PROVIDENCE – Project Weber/RENEW is getting a seven-figure financial boost from the former wife of Amazon.com Inc. founder Jeff Bezos, and it arrived at the perfect time for the organization.
The local organization that provides peer-led harm reduction and recovery support services has received a $1 million gift from philanthropist MacKenzie Scott from her Yield Giving Open Call. The initiative announced on Tuesday that it has distributed $640 million to 361 nonprofits across the U.S. within communities experiencing significant needs.
Project Weber/RENEW is the lone Rhode Island-based organization that received a grant from Scott in this round. Project Weber/RENEW spokesperson Amanda Roman told Providence Business News on Wednesday that the grant from Scott “could not have come at a better time” for the organization.

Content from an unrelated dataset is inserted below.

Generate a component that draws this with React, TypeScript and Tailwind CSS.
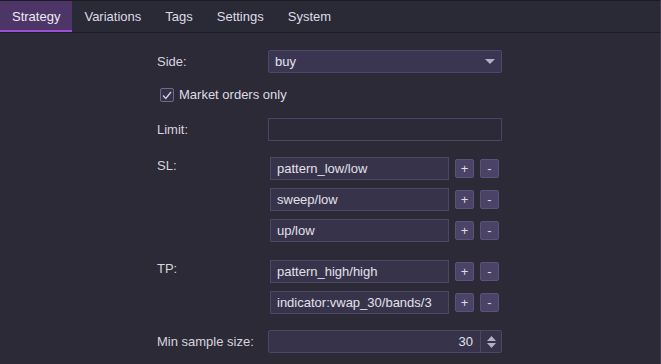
import React from 'react';

const tabs = ['Strategy', 'Variations', 'Tags', 'Settings', 'System'];

const Label = ({ children, top }: { children: React.ReactNode; top?: boolean }) => (
  <div className={`text-[13px] text-[#d6d5de] ${top ? 'self-start leading-[17px]' : 'self-center'}`}>
    {children}
  </div>
);

const ListRow = ({ value }: { value: string }) => (
  <div className="flex items-center ml-[2px] h-[23px]">
    <div className="w-[179px] h-[23px] bg-[#37334b] border border-[#4c4764] px-[6px] flex items-center text-[13px] text-[#e2e1ea]">
      {value}
    </div>
    <button className="ml-[6px] w-[19px] h-[19px] rounded-[2px] bg-[#4a4365] border border-[#5a5279] text-[#dcdae6] text-[13px] leading-none flex items-center justify-center">
      +
    </button>
    <button className="ml-[6px] w-[19px] h-[19px] rounded-[2px] bg-[#4a4365] border border-[#5a5279] text-[#dcdae6] text-[13px] leading-none flex items-center justify-center">
      -
    </button>
  </div>
);

export default function App() {
  return (
    <div
      className="w-[661px] h-[364px] bg-[#2c2a37] border-r border-[#3f3b52] overflow-hidden"
      style={{ fontFamily: '"Liberation Sans", Arial, sans-serif' }}
    >
      {/* tab bar */}
      <div className="h-[33px] bg-[#2a2936] border-t border-b border-[#1c1b24] flex">
        {tabs.map((t, i) => (
          <div
            key={t}
            className={`px-[12px] flex items-center text-[13px] ${
              i === 0
                ? 'bg-[#4d3567] text-[#ecebf2] border-b-2 border-[#9b4fd2] pt-[2px]'
                : 'text-[#dddce5]'
            }`}
          >
            {t}
          </div>
        ))}
      </div>

      <div className="pl-[157px] pt-[17px] grid grid-cols-[111px_234px]">
        <Label>Side:</Label>
        <div className="h-[23px] bg-[#3a3651] border border-[#4d4867] rounded-[2px] flex items-center justify-between pl-[6px] pr-[6px] text-[13px] text-[#e4e3ec]">
          <span>buy</span>
          <svg width="10" height="5" viewBox="0 0 10 5">
            <path d="M0 0 H10 L5 5 Z" fill="#b3b0c4" />
          </svg>
        </div>

        <div className="col-span-2 mt-[15px] pl-[3px] flex items-center h-[14px]">
          <div className="w-[14px] h-[14px] border border-[#6e6889] rounded-[2px] bg-[#34304a] flex items-center justify-center">
            <svg width="10" height="9" viewBox="0 0 10 9">
              <path d="M1 4.5 L3.8 7.5 L9 1" fill="none" stroke="#cfcde0" strokeWidth="1.4" />
            </svg>
          </div>
          <span className="ml-[5px] text-[13px] text-[#dddce5]">Market orders only</span>
        </div>

        <div className="col-span-2 mt-[16px] grid grid-cols-[111px_234px]">
          <Label>Limit:</Label>
          <div className="h-[23px] bg-[#2c2a38] border border-[#4a4562]"></div>
        </div>

        <div className="col-span-2 mt-[16px] grid grid-cols-[111px_234px]">
          <Label top>SL:</Label>
          <div className="flex flex-col gap-[8px]">
            <ListRow value="pattern_low/low" />
            <ListRow value="sweep/low" />
            <ListRow value="up/low" />
          </div>
        </div>

        <div className="col-span-2 mt-[18px] grid grid-cols-[111px_234px]">
          <Label top>TP:</Label>
          <div className="flex flex-col gap-[8px]">
            <ListRow value="pattern_high/high" />
            <ListRow value="indicator:vwap_30/bands/3" />
          </div>
        </div>

        <div className="col-span-2 mt-[16px] grid grid-cols-[111px_234px]">
          <Label>Min sample size:</Label>
          <div className="h-[23px] bg-[#37334b] border border-[#4c4764] rounded-[2px] flex text-[13px] text-[#e2e1ea]">
            <div className="flex-1 flex items-center justify-end pr-[7px]">30</div>
            <div className="w-[21px] border-l border-[#4c4764] flex flex-col items-center justify-center gap-[2px]">
              <svg width="9" height="5" viewBox="0 0 9 5">
                <path d="M0 5 H9 L4.5 0 Z" fill="#b3b0c4" />
              </svg>
              <svg width="9" height="5" viewBox="0 0 9 5">
                <path d="M0 0 H9 L4.5 5 Z" fill="#b3b0c4" />
              </svg>
            </div>
          </div>
        </div>
      </div>
    </div>
  );
}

Roman said COVID-19 support funding and opioid settlement dollars are drying up, and some of the organization’s critical programming was facing a “potential funding cliff” with demand for those services remaining high. One program that was at risk of being cut was Project Weber/RENEW’s recovery housing program, which provides comprehensive case management, peer-recovery support, and direct financial payments for housing to individuals who are interested in entering recovery housing.

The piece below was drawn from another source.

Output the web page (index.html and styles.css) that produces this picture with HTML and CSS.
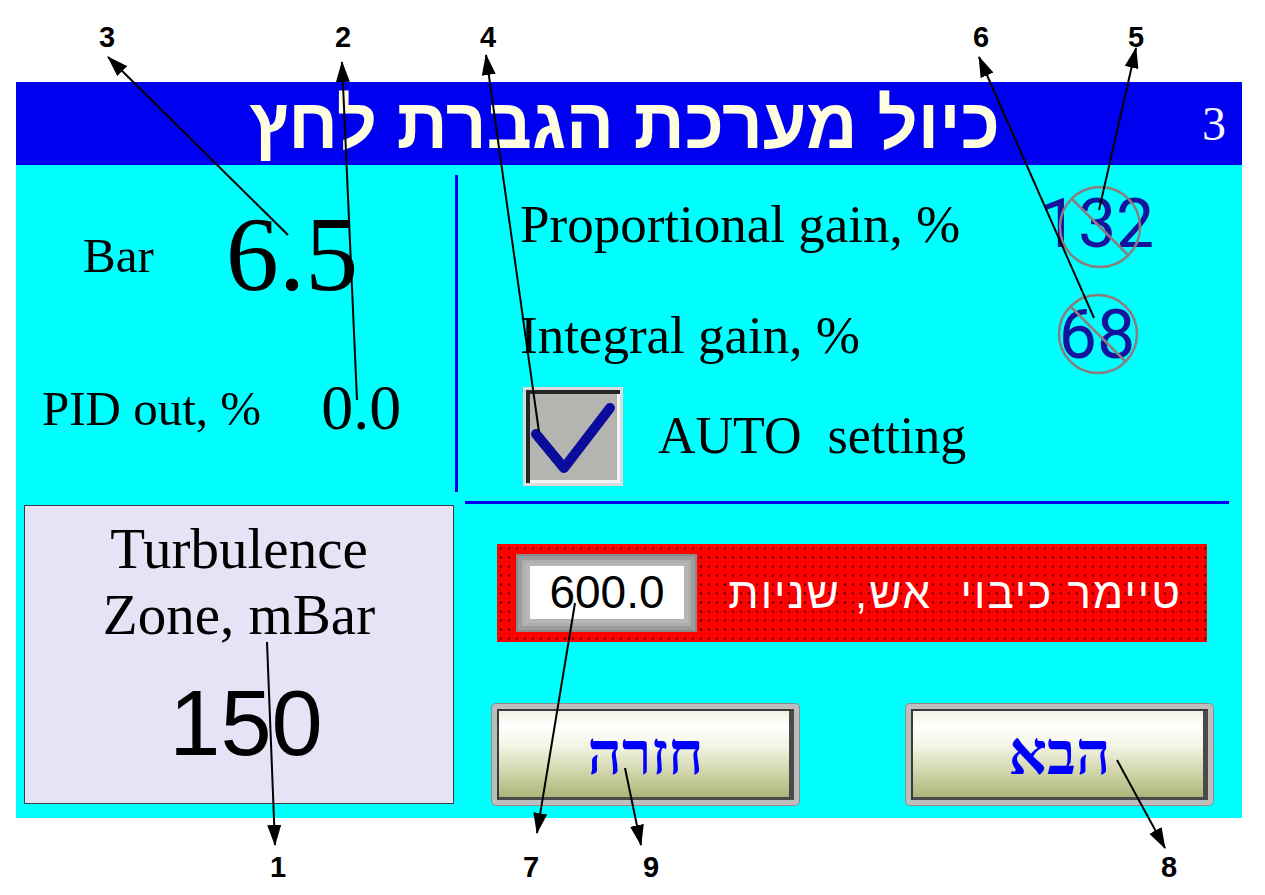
FILE: index.html
```html
<!DOCTYPE html>
<html lang="he">

<head>
    <meta charset="UTF-8">
    <meta name="viewport" content="width=device-width, initial-scale=1.0">
    <title>כיול מערכת הגברת לחץ</title>
    <link rel="stylesheet" href="styles.css">
</head>

<body>

    <div class="screen">
        <header class="title">
            <h1 dir="rtl">כיול מערכת הגברת לחץ</h1>
            <span class="page-no">3</span>
        </header>

        <div class="main">
            <div class="left">
                <div class="readings">
                    <div class="reading-row">
                        <span class="bar-label">Bar</span>
                        <span class="bar-value">6.5</span>
                    </div>
                    <div class="reading-row pid-row">
                        <span class="pid-label">PID out, %</span>
                        <span class="pid-value">0.0</span>
                    </div>
                </div>
                <div class="turb">
                    <p class="turb-title">Turbulence<br>Zone, mBar</p>
                    <p class="turb-value">150</p>
                </div>
            </div>

            <div class="right">
                <div class="gains">
                    <div class="gain-row">
                        <span class="gain-label">Proportional gain, %</span>
                        <span class="gain-value" lang="en">132</span>
                    </div>
                    <div class="gain-row integral-row">
                        <span class="gain-label">Integral gain, %</span>
                        <span class="gain-value" lang="en">68</span>
                    </div>
                    <div class="auto-row">
                        <div class="checkbox">
                            <svg width="93" height="93" viewBox="0 0 93 93">
                                <path d="M10 44 L38 78 L84 18" fill="none" stroke="#0b0b9c" stroke-width="10"
                                    stroke-linecap="round" stroke-linejoin="round" />
                            </svg>
                        </div>
                        <span class="auto-label">AUTO  setting</span>
                    </div>
                </div>

                <div class="rule"></div>

                <div class="timer">
                    <div class="timer-input">
                        <div class="timer-field">600.0</div>
                    </div>
                    <span class="timer-label" dir="rtl">טיימר כיבוי  אש, שניות</span>
                </div>

                <div class="buttons">
                    <button class="nav-btn">חזרה</button>
                    <button class="nav-btn">הבא</button>
                </div>
            </div>
        </div>
    </div>

    <!-- callout numbers and arrows drawn over the screen -->
    <svg class="notes" width="1265" height="895" viewBox="0 0 1265 895">
        <defs>
            <marker id="head" markerUnits="userSpaceOnUse" markerWidth="22" markerHeight="14" refX="20" refY="7"
                orient="auto">
                <path d="M0 0 L21 7 L0 14 Z" fill="#000" />
            </marker>
        </defs>

        <g class="marks">
            <circle cx="1100" cy="227" r="40" />
            <line x1="1072" y1="199" x2="1128" y2="255" />
            <circle cx="1098" cy="334" r="39" />
            <line x1="1070" y1="306" x2="1126" y2="362" />
        </g>

        <g class="arrows">
            <line x1="288" y1="235" x2="108" y2="57" />
            <line x1="357" y1="400" x2="342" y2="62" />
            <line x1="539" y1="432" x2="486" y2="55" />
            <line x1="1094" y1="318" x2="979" y2="57" />
            <line x1="1099" y1="210" x2="1136" y2="48" />
            <line x1="267" y1="642" x2="275" y2="845" />
            <line x1="575" y1="603" x2="537" y2="833" />
            <line x1="625" y1="768" x2="641" y2="845" />
            <line x1="1117" y1="760" x2="1165" y2="848" />
        </g>

        <g class="nums">
            <text x="107" y="47">3</text>
            <text x="343" y="47">2</text>
            <text x="488" y="47">4</text>
            <text x="981" y="47">6</text>
            <text x="1136" y="47">5</text>
            <text x="278" y="877">1</text>
            <text x="531" y="877">7</text>
            <text x="651" y="877">9</text>
            <text x="1169" y="877">8</text>
        </g>
    </svg>

</body>

</html>
```

FILE: styles.css
```css
body {
    margin: 0;
    background-color: #fff;
    font-family: "Liberation Serif", "Times New Roman", serif;
    color: #000;
}

.screen {
    width: 1226px;
    margin: 82px 0 0 16px;
    background-color: #00ffff;
}

/* header bar */
.title {
    display: flex;
    justify-content: flex-end;
    align-items: center;
    height: 83px;
    background-color: #0000f0;
}

.title h1 {
    margin: 0;
    font-family: "Liberation Sans", "DejaVu Sans", sans-serif;
    font-size: 71px;
    font-weight: 700;
    line-height: 1;
    color: #fffde0;
}

.page-no {
    width: 23px;
    margin: 0 17px 0 202px;
    font-size: 48px;
    line-height: 1;
    color: #f4f4ff;
}

.main {
    display: flex;
    height: 653px;
}

/* left column */
.left {
    width: 439px;
}

.readings {
    height: 340px;
    padding-top: 35px;
    box-sizing: border-box;
}

.reading-row {
    display: flex;
    align-items: center;
    height: 110px;
    line-height: 1;
}

.pid-row {
    margin-top: 43px;
}

.bar-label {
    margin-left: 67px;
    font-size: 49px;
}

.bar-value {
    margin-left: 72px;
    font-size: 106px;
}

.pid-label {
    margin-left: 26px;
    font-size: 49px;
}

.pid-value {
    margin-left: 60px;
    font-size: 64px;
}

.turb {
    width: 430px;
    height: 299px;
    margin-left: 8px;
    padding-top: 10px;
    box-sizing: border-box;
    border: 1px solid #3c3c3c;
    background-color: #e4e4f6;
    text-align: center;
}

.turb-title {
    margin: 0;
    font-size: 57px;
    line-height: 66px;
}

.turb-value {
    margin: 29px 0 0;
    padding-left: 14px;
    font-family: "Liberation Sans", Arial, sans-serif;
    font-size: 92px;
    line-height: 1;
}

/* right column */
.right {
    flex: 1;
}

.gains {
    height: 317px;
    margin-top: 10px;
    padding: 9px 0 0 62px;
    box-sizing: border-box;
    border-left: 3px solid #0000f0;
}

.gain-row {
    display: flex;
    align-items: center;
    height: 80px;
    line-height: 1;
}

.integral-row {
    margin-top: 31px;
}

.gain-label {
    font-size: 53px;
}

.gain-value {
    width: 130px;
    margin: 0 80px 0 auto;
    font-family: Roboto, "Liberation Sans", sans-serif;
    font-size: 68px;
    text-align: center;
    color: #14149c;
}

.auto-row {
    display: flex;
    align-items: center;
    height: 100px;
    margin-top: 11px;
}

.checkbox {
    width: 100px;
    height: 99px;
    margin-left: 3px;
    box-sizing: border-box;
    border: 3px solid #dcdcdc;
    background-color: #b4b4b1;
    box-shadow: inset 4px 4px 0 #262626, inset -3px -3px 0 #f4f4f4;
}

.checkbox svg {
    display: block;
}

.auto-label {
    margin-left: 35px;
    font-size: 52px;
    line-height: 1;
    white-space: pre;
}

.rule {
    height: 3px;
    margin: 9px 13px 0 10px;
    background-color: #0000f0;
}

/* timer strip */
.timer {
    display: flex;
    align-items: center;
    width: 710px;
    height: 98px;
    margin: 40px 0 0 42px;
    padding-left: 19px;
    box-sizing: border-box;
    background-color: #ff0000;
    background-image: radial-gradient(circle, #3a0000 0.9px, transparent 1.3px);
    background-size: 8px 9px;
}

.timer-input {
    width: 181px;
    height: 78px;
    padding: 12px 13px 13px 14px;
    box-sizing: border-box;
    background-color: #b6b6b6;
    box-shadow: inset 0 0 0 2px #8a8a8a, inset 0 0 0 6px #9c9c9c, inset 0 0 0 9px #aeaeae;
}

.timer-field {
    height: 100%;
    background-color: #fff;
    font-family: "Liberation Sans", Arial, sans-serif;
    font-size: 46px;
    line-height: 53px;
    text-align: center;
}

.timer-label {
    flex: 1;
    padding-right: 25px;
    font-family: "Liberation Sans", "DejaVu Sans", sans-serif;
    font-size: 44px;
    letter-spacing: 2px;
    line-height: 1;
    color: #fff;
    white-space: pre;
}

/* nav buttons */
.buttons {
    display: flex;
    gap: 107px;
    margin: 62px 0 0 37px;
}

.nav-btn {
    width: 307px;
    height: 101px;
    padding: 0;
    border: 5px solid #bdbdbd;
    border-radius: 4px;
    background-image: linear-gradient(to bottom,
            #eef0dc 0%,
            #ffffff 18%,
            #f4f5e6 40%,
            #d3d7ad 68%,
            #a9b173 100%);
    box-shadow: 0 0 0 1px #8c8c8c, inset 2px 2px 0 #3a3a3a, inset -5px -3px 0 #4a4a4a;
    font-family: "Liberation Serif", "DejaVu Sans", serif;
    font-size: 60px;
    font-weight: 700;
    color: #0000ff;
    cursor: pointer;
}

/* callouts */
.notes {
    position: absolute;
    top: 0;
    left: 0;
    pointer-events: none;
}

.marks circle,
.marks line {
    fill: none;
    stroke: #8a7d7d;
    stroke-width: 2.5;
}

.arrows line {
    stroke: #000;
    stroke-width: 2;
    marker-end: url(#head);
}

.nums text {
    font-family: "Liberation Sans", Arial, sans-serif;
    font-size: 29px;
    font-weight: 700;
    text-anchor: middle;
}
```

That program recently celebrated placing more than 1,000 individuals into recovery housing within the last three years, Roman said. But Project Weber/RENEW, Roman said, had to drastically decrease the number of individuals the organization could provide recovery housing for due to funding for the program running low.
Now, the funds, Roman said, will be used to provide retention and longevity bonuses for Project Weber/RENEW staff who worked to address the overdose crisis, to create a reserve fund to secure the organization’s future and to sustain its current programs that were “in danger of being cut,” including the recovery housing program. She also said the nonprofit will also use some of the funding as seed funding for its capital campaign to support the purchase and rehabilitation of the overdose prevention center and new Providence drop-in center, as well as funding to purchase a permanent home for Project Weber/RENEW’s Pawtucket/Central Falls program.
“We have been working diligently to try and raise funds to fill those gaps, and we’re just happy that it’s worked out,” Roman said.
Other local organizations in the past had received grant monies from Scott. Among them was Planned Parenthood of Southern New England receiving $17 million back in 2022. In 2020, the United Way of Rhode Island Inc.
received $10 million from Scott, which was utilized for both supporting the organization’s long-term goals and
promoting racial equity.
The Providence Community Health Centers Inc. last year received $9 million from Scott to further support the nonprofit’s efforts to provide community health care to those in need.